– Я не член семьи О’Коннер.
– Что освобождает нас от необходимости сменить фамилию.
– Как и должно быть, милорд.
Она не хотела с ним спорить, знала, что они в одной лодке, но не смогла сдержаться.
– Значит, в семье О’Коннер нет места таким, как я, да?
– Опять мы возвращаемся к «таким, как я».
– У тебя, похоже, это пунктик.
– Нет у меня такого пунктика. Он есть у тебя. Какая-то ты чувствительная. В любой момент готова взорваться, как перегретый паровой котел.
– Прекрасно. Теперь я перегретый паровой котел. У тебя просто талант доставать людей.
– У меня? Да нет в мире человека, с которым легче поладить, чем со мной. Я никогда никого не доставал… до встречи с тобой.
– Как и должно быть, милорд.
– Стрелка у тебя опять залезла за девяносто, – предупредила она.
– На спидометре восемьдесят девять, – не согласился он, но на этот раз не снизил давление ноги на педаль газа. – Если мираж появился благодаря субстанции, которую в тебя ввели, меня, скорее всего, ждет то же самое.
– Еще одна причина, по которой не стоит ехать быстрее девяноста миль в час.
– На спидометре восемьдесят девять, – поправил он и с неохотой чуть сбросил скорость.
– Этот сукин сын, безумный коммивояжер, первым сделал укол тебе, – напомнила Джилли. – Поэтому, если бы субстанция вызывала миражи, ты бы увидел его раньше меня.
– Повторяю в сотый раз – он не коммивояжер. Безумный врач, ученый-псих, что-то в этом роде. И если уж на то пошло, он говорил, что его субстанция на всех действует по-разному. Индивидуально.
– Как и должно быть, милорд.
– Индивидуально? Как это?
– Он не сказал. По-разному. Еще он сказал, что эффект всякий раз интересный, часто потрясающий, иногда положительный.

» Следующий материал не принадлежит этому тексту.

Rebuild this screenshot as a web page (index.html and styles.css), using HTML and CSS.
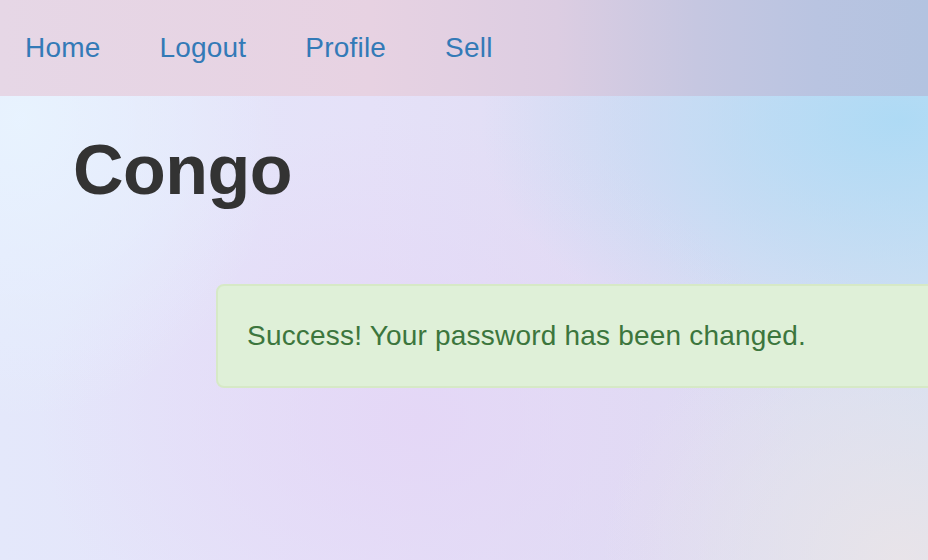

Ее передернуло при воспоминании о машущих крыльями птицах и горящих свечах.
– Мираж не был положительным эффектом. Что еще сказал доктор Франкенштейн?
– Франкенштейн?
– Мы не можем называть его безумным врачом, ученым-психом, чокнутым сукиным сыном, коммивояжером. Нам нужно дать ему вымышленную фамилию, пока мы не узнаем настоящую.
– Но Франкенштейн…
– Что тебе не нравится?
Дилан поморщился, неопределенно взмахнул рукой:
– Очень уж это…
– Как и должно быть, милорд.
– Мелодраматично, – решил он.
– Все у нас критики, – фыркнула Джилли. – И почему я постоянно слышу это слово? Мелодраматично!
– Я произнес его впервые, – запротестовал он, – и оно не относится лично к тебе.
– Не ты. Я не говорила, что ты. Но с тем же успехом мог быть и ты. Ты мужчина.
– Что-то я тебя не понимаю.
– Разумеется, не понимаешь. Ты мужчина. Со всем своим здравым смыслом ты не можешь понять ничего такого, что не укладывается в прямую линию, как костяшки домино.
– У тебя какие-то проблемы с мужчинами? – спросил Дилан, и Джилли очень уж захотелось оплеухой стереть самодовольство, проступившее на его лице.
– Так и должно быть, милорд.
Одновременно, с одинаковым облегчением в голосе Джилли и Дилан воскликнули: «Двадцать восемь!»
На заднем сиденье, проверив все зубы и убедившись в их целости и сохранности, Шеп надел туфли, завязал шнурки и застыл в молчании.
Стрелка спидометра сдвинулась влево, несколько успокоилась и Джилли, хотя понимала, что настоящее спокойствие в ближайшее время ей может только сниться.
На скорости семьдесят миль в час, хотя он, возможно, заявил бы, что на спидометре шестьдесят восемь, Дилан нарушил затянувшуюся паузу:
– Извини.
Джилли удивилась:
– Извинить за что?
– За мой тон. Отношение. Слова. Я хочу сказать, в обычной ситуации тебе не удалось бы втянуть меня в спор.
– Я тебя никуда не втягивала.
– Нет-нет, – поправился он. – Я не про это. Ты не втягивала. Не втягивала. Я просто хочу сказать, что обычно не злюсь. Сдерживаю злость. Мне это удается. Преобразую ее в созидательную энергию. Это часть моей философии. Как художника.
Ей никогда не удавалось подавить свой цинизм столь же успешно, как Дилану, если он говорил правду, злость она услышала в его голосе, почувствовала в изменившемся лице, черты которого вдруг сложились в маску презрения.
– Художники, значит, не злятся?
– У нас не остается достаточного количества негативной энергии после всех этих изнасилований и убийств.